• TASK REQUIREMENTS:
Repeat the whole of the data, keeping every detail the same.

• DATA SHOWN:
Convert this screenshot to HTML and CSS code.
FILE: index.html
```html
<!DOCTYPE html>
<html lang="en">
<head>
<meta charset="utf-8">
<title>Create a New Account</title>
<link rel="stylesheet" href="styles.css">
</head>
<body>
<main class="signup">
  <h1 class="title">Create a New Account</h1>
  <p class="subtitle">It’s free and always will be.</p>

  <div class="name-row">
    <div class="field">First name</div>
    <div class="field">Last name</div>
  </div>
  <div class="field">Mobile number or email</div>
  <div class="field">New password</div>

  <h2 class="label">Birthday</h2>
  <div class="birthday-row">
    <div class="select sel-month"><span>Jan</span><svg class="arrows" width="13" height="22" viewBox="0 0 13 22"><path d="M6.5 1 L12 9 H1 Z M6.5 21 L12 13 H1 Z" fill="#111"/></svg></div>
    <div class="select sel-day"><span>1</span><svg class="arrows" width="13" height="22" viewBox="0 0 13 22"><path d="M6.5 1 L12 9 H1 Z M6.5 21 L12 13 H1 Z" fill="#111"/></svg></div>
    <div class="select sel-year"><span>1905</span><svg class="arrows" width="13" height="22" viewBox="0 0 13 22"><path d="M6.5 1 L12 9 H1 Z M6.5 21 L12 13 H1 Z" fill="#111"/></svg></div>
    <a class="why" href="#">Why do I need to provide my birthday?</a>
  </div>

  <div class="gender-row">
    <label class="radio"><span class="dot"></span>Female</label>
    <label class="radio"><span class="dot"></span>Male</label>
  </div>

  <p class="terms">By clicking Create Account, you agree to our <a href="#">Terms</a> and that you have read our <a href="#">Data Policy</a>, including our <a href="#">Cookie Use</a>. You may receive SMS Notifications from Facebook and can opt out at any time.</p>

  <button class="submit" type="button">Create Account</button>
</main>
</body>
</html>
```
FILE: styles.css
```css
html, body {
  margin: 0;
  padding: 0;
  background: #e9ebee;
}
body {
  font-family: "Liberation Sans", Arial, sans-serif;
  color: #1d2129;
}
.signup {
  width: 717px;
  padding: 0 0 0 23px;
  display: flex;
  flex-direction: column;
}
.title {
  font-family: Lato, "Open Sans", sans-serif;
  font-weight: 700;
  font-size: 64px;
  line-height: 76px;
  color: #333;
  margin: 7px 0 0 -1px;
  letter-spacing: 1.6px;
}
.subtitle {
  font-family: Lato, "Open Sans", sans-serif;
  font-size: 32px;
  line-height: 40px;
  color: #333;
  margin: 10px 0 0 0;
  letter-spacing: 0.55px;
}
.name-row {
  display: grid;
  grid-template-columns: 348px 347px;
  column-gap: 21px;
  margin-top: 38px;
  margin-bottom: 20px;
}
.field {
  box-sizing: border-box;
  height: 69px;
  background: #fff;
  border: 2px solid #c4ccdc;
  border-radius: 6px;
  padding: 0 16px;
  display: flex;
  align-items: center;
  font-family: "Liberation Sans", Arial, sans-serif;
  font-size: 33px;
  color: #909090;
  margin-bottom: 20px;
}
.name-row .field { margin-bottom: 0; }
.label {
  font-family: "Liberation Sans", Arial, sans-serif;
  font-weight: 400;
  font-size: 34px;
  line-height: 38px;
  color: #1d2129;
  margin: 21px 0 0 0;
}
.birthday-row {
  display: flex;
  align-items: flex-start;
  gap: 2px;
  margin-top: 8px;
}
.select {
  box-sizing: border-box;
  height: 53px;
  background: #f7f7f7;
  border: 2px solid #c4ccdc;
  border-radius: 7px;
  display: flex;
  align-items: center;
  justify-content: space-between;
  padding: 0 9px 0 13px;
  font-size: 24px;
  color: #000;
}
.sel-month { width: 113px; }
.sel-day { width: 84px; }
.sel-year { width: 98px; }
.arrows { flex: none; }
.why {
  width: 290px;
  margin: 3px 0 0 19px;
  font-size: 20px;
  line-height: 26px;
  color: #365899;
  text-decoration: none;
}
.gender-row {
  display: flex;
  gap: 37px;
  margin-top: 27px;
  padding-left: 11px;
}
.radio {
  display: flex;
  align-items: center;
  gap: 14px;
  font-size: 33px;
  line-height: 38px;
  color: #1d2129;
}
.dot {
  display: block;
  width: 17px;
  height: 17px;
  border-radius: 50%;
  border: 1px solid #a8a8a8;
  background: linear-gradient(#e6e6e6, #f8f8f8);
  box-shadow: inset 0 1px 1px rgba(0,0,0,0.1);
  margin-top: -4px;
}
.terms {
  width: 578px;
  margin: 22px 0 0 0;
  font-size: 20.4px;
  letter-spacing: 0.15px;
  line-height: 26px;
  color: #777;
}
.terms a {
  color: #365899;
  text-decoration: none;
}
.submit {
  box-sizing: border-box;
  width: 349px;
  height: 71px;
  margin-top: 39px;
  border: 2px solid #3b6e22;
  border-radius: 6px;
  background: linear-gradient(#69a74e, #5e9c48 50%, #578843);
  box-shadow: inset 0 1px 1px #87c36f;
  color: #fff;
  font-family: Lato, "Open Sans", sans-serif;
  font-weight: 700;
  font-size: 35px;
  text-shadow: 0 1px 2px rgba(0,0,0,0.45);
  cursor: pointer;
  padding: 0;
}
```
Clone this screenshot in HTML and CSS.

• SOLUTION TO THIS TASK:
Convert this screenshot to HTML and CSS code.
FILE: index.html
```html
<!DOCTYPE html>
<html lang="en">
<head>
<meta charset="utf-8">
<title>Create a New Account</title>
<link rel="stylesheet" href="styles.css">
</head>
<body>
<main class="signup">
  <h1 class="title">Create a New Account</h1>
  <p class="subtitle">It’s free and always will be.</p>

  <div class="name-row">
    <div class="field">First name</div>
    <div class="field">Last name</div>
  </div>
  <div class="field">Mobile number or email</div>
  <div class="field">New password</div>

  <h2 class="label">Birthday</h2>
  <div class="birthday-row">
    <div class="select sel-month"><span>Jan</span><svg class="arrows" width="13" height="22" viewBox="0 0 13 22"><path d="M6.5 1 L12 9 H1 Z M6.5 21 L12 13 H1 Z" fill="#111"/></svg></div>
    <div class="select sel-day"><span>1</span><svg class="arrows" width="13" height="22" viewBox="0 0 13 22"><path d="M6.5 1 L12 9 H1 Z M6.5 21 L12 13 H1 Z" fill="#111"/></svg></div>
    <div class="select sel-year"><span>1905</span><svg class="arrows" width="13" height="22" viewBox="0 0 13 22"><path d="M6.5 1 L12 9 H1 Z M6.5 21 L12 13 H1 Z" fill="#111"/></svg></div>
    <a class="why" href="#">Why do I need to provide my birthday?</a>
  </div>

  <div class="gender-row">
    <label class="radio"><span class="dot"></span>Female</label>
    <label class="radio"><span class="dot"></span>Male</label>
  </div>

  <p class="terms">By clicking Create Account, you agree to our <a href="#">Terms</a> and that you have read our <a href="#">Data Policy</a>, including our <a href="#">Cookie Use</a>. You may receive SMS Notifications from Facebook and can opt out at any time.</p>

  <button class="submit" type="button">Create Account</button>
</main>
</body>
</html>
```
FILE: styles.css
```css
html, body {
  margin: 0;
  padding: 0;
  background: #e9ebee;
}
body {
  font-family: "Liberation Sans", Arial, sans-serif;
  color: #1d2129;
}
.signup {
  width: 717px;
  padding: 0 0 0 23px;
  display: flex;
  flex-direction: column;
}
.title {
  font-family: Lato, "Open Sans", sans-serif;
  font-weight: 700;
  font-size: 64px;
  line-height: 76px;
  color: #333;
  margin: 7px 0 0 -1px;
  letter-spacing: 1.6px;
}
.subtitle {
  font-family: Lato, "Open Sans", sans-serif;
  font-size: 32px;
  line-height: 40px;
  color: #333;
  margin: 10px 0 0 0;
  letter-spacing: 0.55px;
}
.name-row {
  display: grid;
  grid-template-columns: 348px 347px;
  column-gap: 21px;
  margin-top: 38px;
  margin-bottom: 20px;
}
.field {
  box-sizing: border-box;
  height: 69px;
  background: #fff;
  border: 2px solid #c4ccdc;
  border-radius: 6px;
  padding: 0 16px;
  display: flex;
  align-items: center;
  font-family: "Liberation Sans", Arial, sans-serif;
  font-size: 33px;
  color: #909090;
  margin-bottom: 20px;
}
.name-row .field { margin-bottom: 0; }
.label {
  font-family: "Liberation Sans", Arial, sans-serif;
  font-weight: 400;
  font-size: 34px;
  line-height: 38px;
  color: #1d2129;
  margin: 21px 0 0 0;
}
.birthday-row {
  display: flex;
  align-items: flex-start;
  gap: 2px;
  margin-top: 8px;
}
.select {
  box-sizing: border-box;
  height: 53px;
  background: #f7f7f7;
  border: 2px solid #c4ccdc;
  border-radius: 7px;
  display: flex;
  align-items: center;
  justify-content: space-between;
  padding: 0 9px 0 13px;
  font-size: 24px;
  color: #000;
}
.sel-month { width: 113px; }
.sel-day { width: 84px; }
.sel-year { width: 98px; }
.arrows { flex: none; }
.why {
  width: 290px;
  margin: 3px 0 0 19px;
  font-size: 20px;
  line-height: 26px;
  color: #365899;
  text-decoration: none;
}
.gender-row {
  display: flex;
  gap: 37px;
  margin-top: 27px;
  padding-left: 11px;
}
.radio {
  display: flex;
  align-items: center;
  gap: 14px;
  font-size: 33px;
  line-height: 38px;
  color: #1d2129;
}
.dot {
  display: block;
  width: 17px;
  height: 17px;
  border-radius: 50%;
  border: 1px solid #a8a8a8;
  background: linear-gradient(#e6e6e6, #f8f8f8);
  box-shadow: inset 0 1px 1px rgba(0,0,0,0.1);
  margin-top: -4px;
}
.terms {
  width: 578px;
  margin: 22px 0 0 0;
  font-size: 20.4px;
  letter-spacing: 0.15px;
  line-height: 26px;
  color: #777;
}
.terms a {
  color: #365899;
  text-decoration: none;
}
.submit {
  box-sizing: border-box;
  width: 349px;
  height: 71px;
  margin-top: 39px;
  border: 2px solid #3b6e22;
  border-radius: 6px;
  background: linear-gradient(#69a74e, #5e9c48 50%, #578843);
  box-shadow: inset 0 1px 1px #87c36f;
  color: #fff;
  font-family: Lato, "Open Sans", sans-serif;
  font-weight: 700;
  font-size: 35px;
  text-shadow: 0 1px 2px rgba(0,0,0,0.45);
  cursor: pointer;
  padding: 0;
}
```
Clone this screenshot in HTML and CSS.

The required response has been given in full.